I am a technology transfer professional in the Research Innovation Office, University of Guelph. Our office’s priority is translating research into applications that make an impact on society. My focus is the commercialization of inventions that help protect the environment, create jobs, and improve life.
Of relevance to the Biodiversity Resilience Network is a biological tracer (biotracer) project I am working on with Dr. Kevin McCann. This project explores the feasibility of using biotracers (e.g. DNA, stable isotopes, fatty acids) to monitor the trade of wildlife and plants around the globe and builds on the University of Guelph's strength in DNA barcoding (i.e. species identification). The gap we are looking to address is a standardized way to authenticate the origin of animals and plants that enter trade.
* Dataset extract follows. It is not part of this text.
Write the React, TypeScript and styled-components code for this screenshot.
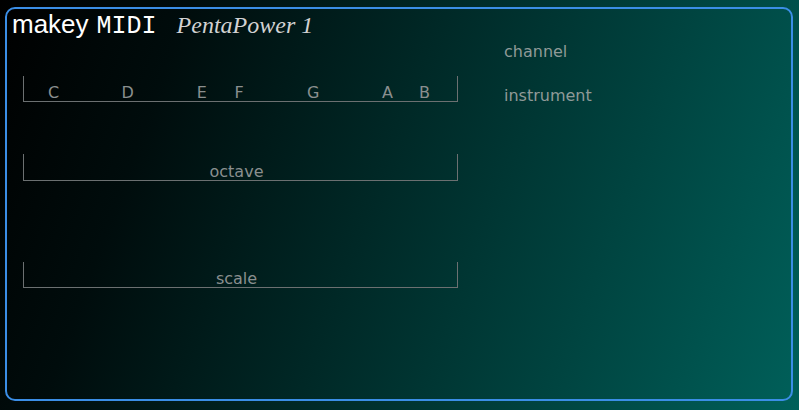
import React from 'react';
import styled, { createGlobalStyle } from 'styled-components';

const GlobalStyle = createGlobalStyle`
  html, body {
    margin: 0;
    padding: 0;
  }
  body {
    font-family: "DejaVu Sans", Verdana, sans-serif;
    overflow: hidden;
  }
`;

const Page = styled.div`
  width: 100vw;
  height: 100vh;
  box-sizing: border-box;
  padding: 7px 6px 9px 5px;
  background: linear-gradient(110deg, #000000 0%, #000c0c 20%, #00605a 100%);
  display: flex;
`;

const Panel = styled.div`
  flex: 1;
  box-sizing: border-box;
  border: 2px solid #3b8ee6;
  border-radius: 10px;
  display: flex;
  flex-direction: column;
`;

const Header = styled.div`
  display: flex;
  align-items: baseline;
  height: 30px;
  padding-left: 5px;
  white-space: nowrap;
`;

const Makey = styled.span`
  font-family: "Liberation Sans", Arial, sans-serif;
  font-size: 26px;
  line-height: 30px;
  color: #ffffff;
`;

const Midi = styled.span`
  font-family: "Liberation Mono", "Courier New", monospace;
  font-size: 25px;
  line-height: 30px;
  color: #ffffff;
  margin-left: 8px;
`;

const Subtitle = styled.span`
  font-family: "Liberation Serif", "Times New Roman", serif;
  font-style: italic;
  font-size: 24px;
  line-height: 30px;
  color: #d2d2d2;
  margin-left: 20px;
`;

const Body = styled.div`
  display: flex;
  padding-left: 16px;
  gap: 46px;
`;

const LeftCol = styled.div`
  width: 435px;
  display: flex;
  flex-direction: column;
`;

const Bracket = styled.div<{ $top: number; $h: number }>`
  margin-top: ${(p) => p.$top}px;
  height: ${(p) => p.$h}px;
  box-sizing: border-box;
  border: 1px solid #6b7071;
  border-top: none;
  display: flex;
  align-items: flex-end;
`;

const NoteGrid = styled.div`
  display: grid;
  grid-template-columns: repeat(12, 37.1px);
  padding-left: 11px;
  width: 0;
`;

const Note = styled.span<{ $col: number }>`
  grid-column: ${(p) => p.$col + 1};
  grid-row: 1;
  text-align: center;
  font-size: 16px;
  line-height: 16px;
  color: #8a8f8f;
`;

const CenterLabel = styled.span`
  flex: 1;
  text-align: center;
  padding-right: 8px;
  font-size: 16px;
  line-height: 16px;
  color: #8a8f8f;
`;

const RightCol = styled.div`
  display: flex;
  flex-direction: column;
  gap: 25px;
  padding-top: 3px;
`;

const SideLabel = styled.span`
  font-size: 16px;
  line-height: 19px;
  color: #8f9a98;
`;

const notes: [string, number][] = [
  ['C', 0],
  ['D', 2],
  ['E', 4],
  ['F', 5],
  ['G', 7],
  ['A', 9],
  ['B', 10],
];

export default function App() {
  return (
    <>
      <GlobalStyle />
      <Page>
        <Panel>
          <Header>
            <Makey>makey</Makey>
            <Midi>MIDI</Midi>
            <Subtitle>PentaPower 1</Subtitle>
          </Header>
          <Body>
            <LeftCol>
              <Bracket $top={37} $h={26}>
                <NoteGrid>
                  {notes.map(([n, c]) => (
                    <Note key={n} $col={c}>
                      {n}
                    </Note>
                  ))}
                </NoteGrid>
              </Bracket>
              <Bracket $top={52} $h={27}>
                <CenterLabel>octave</CenterLabel>
              </Bracket>
              <Bracket $top={81} $h={26}>
                <CenterLabel>scale</CenterLabel>
              </Bracket>
            </LeftCol>
            <RightCol>
              <SideLabel>channel</SideLabel>
              <SideLabel>instrument</SideLabel>
            </RightCol>
          </Body>
        </Panel>
      </Page>
    </>
  );
}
Key questions of interest span both fundamental and applied domains of research and include, but are not limited to:
- How do common biotracers vary in space and time?
- Are there biotracers that work for both plants and animals?
- How correlated are various biotracers?
- What is the most cost-effective combination of biotracers?
- How do DNA preservatives affect the signal of other biotracer classes (e.g. stable isotopes)?
Taken together, our goal is to build a forensic tool that can elucidate the what (species ID) and where (origin) of natural resources (animals, plants) at any point in the supply chain to increase the transparency and accountability of global trade.